Given exercise: Copy the lines below as they are; omit the images they contain.

--- start Data lines ---

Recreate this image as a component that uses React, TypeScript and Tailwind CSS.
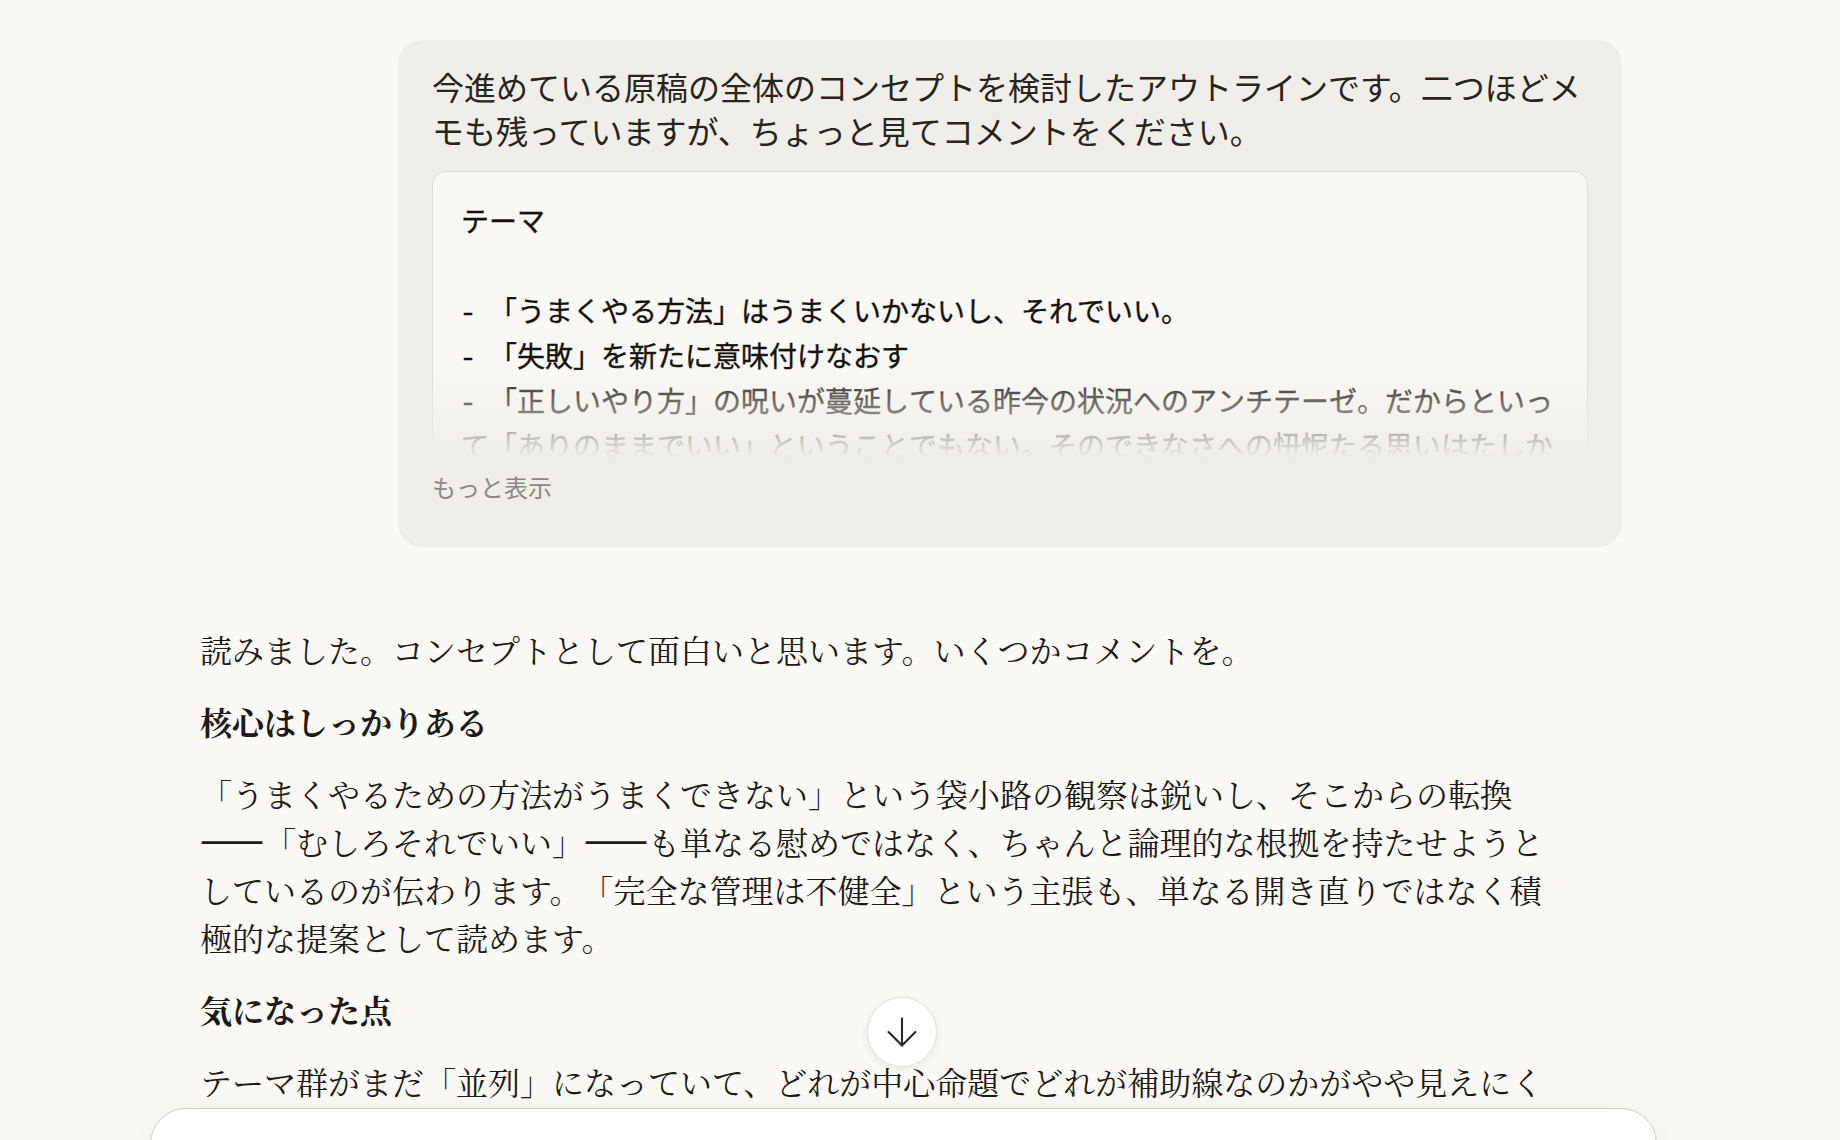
import { ArrowDown } from 'lucide-react';

const pastedText = `テーマ

- 「うまくやる方法」はうまくいかないし、それでいい。
- 「失敗」を新たに意味付けなおす
- 「正しいやり方」の呪いが蔓延している昨今の状況へのアンチテーゼ。だからといって「ありのままでいい」ということでもない。そのできなさへの忸怩たる思いはたしかにある。
- 「管理しきれなさ」を前提にした書き方を考える`;

function Dash() {
  return <span className="font-bold [font-feature-settings:'fwid'] [-webkit-text-stroke:1.4px_#1c1b18]">——</span>;
}

function UserMessage() {
  return (
    <div className="ml-auto w-[1224px] rounded-[24px] bg-[#f0eee8] px-[34px] pt-[24px] pb-[42px]">
      <p className="font-['Noto_Sans_CJK_JP','Noto_Sans',sans-serif] text-[32px] leading-[44px] text-[#26251f]">
        今進めている原稿の全体のコンセプトを検討したアウトラインです。二つほどメモも残っていますが、ちょっと見てコメントをください。
      </p>

      <div className="relative mt-[19px] h-[286px] overflow-hidden">
        <div className="rounded-[14px] border border-[#dedcd5] bg-[#f9f8f5] px-[28px] pt-[26px] pb-[40px]">
          <p className="whitespace-pre-wrap font-['Noto_Sans_Mono_CJK_JP','Noto_Sans_CJK_JP',monospace] text-[28px] leading-[45px] font-medium text-[#14130f] [-webkit-text-stroke:0.35px_#14130f]">
            {pastedText}
          </p>
        </div>
        <div className="absolute inset-x-0 bottom-0 h-[92px] bg-gradient-to-b from-[#f0eee8]/0 to-[#f0eee8]" />
      </div>

      <p className="mt-[12px] font-['Noto_Sans_CJK_JP',sans-serif] text-[24px] leading-[36px] text-[#8c8984]">
        もっと表示
      </p>
    </div>
  );
}

function AssistantMessage() {
  return (
    <div className="mt-[78px] ml-[18px] w-[1360px] space-y-[24px] font-['Noto_Serif_CJK_JP','IPAexMincho','IPAMincho','Noto_Sans_CJK_JP',serif] text-[32px] leading-[48px] text-[#1c1b18] [text-spacing-trim:space-all]">
      <p>読みました。コンセプトとして面白いと思います。いくつかコメントを。</p>
      <h3 className="font-bold">核心はしっかりある</h3>
      <p>
        「うまくやるための方法がうまくできない」という袋小路の観察は鋭いし、そこからの転換<Dash />「むしろそれでいい」<Dash />も単なる慰めではなく、ちゃんと論理的な根拠を持たせようとしているのが伝わります。「完全な管理は不健全」という主張も、単なる開き直りではなく積極的な提案として読めます。
      </p>
      <h3 className="font-bold">気になった点</h3>
      <p>
        テーマ群がまだ「並列」になっていて、どれが中心命題でどれが補助線なのかがやや見えにくいところがあります。
      </p>
    </div>
  );
}

export default function App() {
  return (
    <div className="relative h-[1140px] w-full overflow-hidden bg-[#faf9f5]">
      <div className="ml-[182px] w-[1440px] pt-[40px]">
        <UserMessage />
        <AssistantMessage />
      </div>

      <button className="absolute left-[867px] top-[997px] flex h-[70px] w-[70px] items-center justify-center rounded-full border border-[#e4e2dc] bg-white shadow-[0_2px_8px_rgba(0,0,0,0.08)]">
        <ArrowDown size={46} strokeWidth={1.1} className="text-[#2a2925]" />
      </button>

      <div className="absolute left-[150px] top-[1108px] h-[200px] w-[1507px] rounded-[36px] border border-[#cfcdc6] bg-white shadow-[0_4px_24px_rgba(0,0,0,0.06)]" />
    </div>
  );
}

--- end Data lines ---

Solution to the problem:
Recreate this image as a component that uses React, TypeScript and Tailwind CSS.
import { ArrowDown } from 'lucide-react';

const pastedText = `テーマ

- 「うまくやる方法」はうまくいかないし、それでいい。
- 「失敗」を新たに意味付けなおす
- 「正しいやり方」の呪いが蔓延している昨今の状況へのアンチテーゼ。だからといって「ありのままでいい」ということでもない。そのできなさへの忸怩たる思いはたしかにある。
- 「管理しきれなさ」を前提にした書き方を考える`;

function Dash() {
  return <span className="font-bold [font-feature-settings:'fwid'] [-webkit-text-stroke:1.4px_#1c1b18]">——</span>;
}

function UserMessage() {
  return (
    <div className="ml-auto w-[1224px] rounded-[24px] bg-[#f0eee8] px-[34px] pt-[24px] pb-[42px]">
      <p className="font-['Noto_Sans_CJK_JP','Noto_Sans',sans-serif] text-[32px] leading-[44px] text-[#26251f]">
        今進めている原稿の全体のコンセプトを検討したアウトラインです。二つほどメモも残っていますが、ちょっと見てコメントをください。
      </p>

      <div className="relative mt-[19px] h-[286px] overflow-hidden">
        <div className="rounded-[14px] border border-[#dedcd5] bg-[#f9f8f5] px-[28px] pt-[26px] pb-[40px]">
          <p className="whitespace-pre-wrap font-['Noto_Sans_Mono_CJK_JP','Noto_Sans_CJK_JP',monospace] text-[28px] leading-[45px] font-medium text-[#14130f] [-webkit-text-stroke:0.35px_#14130f]">
            {pastedText}
          </p>
        </div>
        <div className="absolute inset-x-0 bottom-0 h-[92px] bg-gradient-to-b from-[#f0eee8]/0 to-[#f0eee8]" />
      </div>

      <p className="mt-[12px] font-['Noto_Sans_CJK_JP',sans-serif] text-[24px] leading-[36px] text-[#8c8984]">
        もっと表示
      </p>
    </div>
  );
}

function AssistantMessage() {
  return (
    <div className="mt-[78px] ml-[18px] w-[1360px] space-y-[24px] font-['Noto_Serif_CJK_JP','IPAexMincho','IPAMincho','Noto_Sans_CJK_JP',serif] text-[32px] leading-[48px] text-[#1c1b18] [text-spacing-trim:space-all]">
      <p>読みました。コンセプトとして面白いと思います。いくつかコメントを。</p>
      <h3 className="font-bold">核心はしっかりある</h3>
      <p>
        「うまくやるための方法がうまくできない」という袋小路の観察は鋭いし、そこからの転換<Dash />「むしろそれでいい」<Dash />も単なる慰めではなく、ちゃんと論理的な根拠を持たせようとしているのが伝わります。「完全な管理は不健全」という主張も、単なる開き直りではなく積極的な提案として読めます。
      </p>
      <h3 className="font-bold">気になった点</h3>
      <p>
        テーマ群がまだ「並列」になっていて、どれが中心命題でどれが補助線なのかがやや見えにくいところがあります。
      </p>
    </div>
  );
}

export default function App() {
  return (
    <div className="relative h-[1140px] w-full overflow-hidden bg-[#faf9f5]">
      <div className="ml-[182px] w-[1440px] pt-[40px]">
        <UserMessage />
        <AssistantMessage />
      </div>

      <button className="absolute left-[867px] top-[997px] flex h-[70px] w-[70px] items-center justify-center rounded-full border border-[#e4e2dc] bg-white shadow-[0_2px_8px_rgba(0,0,0,0.08)]">
        <ArrowDown size={46} strokeWidth={1.1} className="text-[#2a2925]" />
      </button>

      <div className="absolute left-[150px] top-[1108px] h-[200px] w-[1507px] rounded-[36px] border border-[#cfcdc6] bg-white shadow-[0_4px_24px_rgba(0,0,0,0.06)]" />
    </div>
  );
}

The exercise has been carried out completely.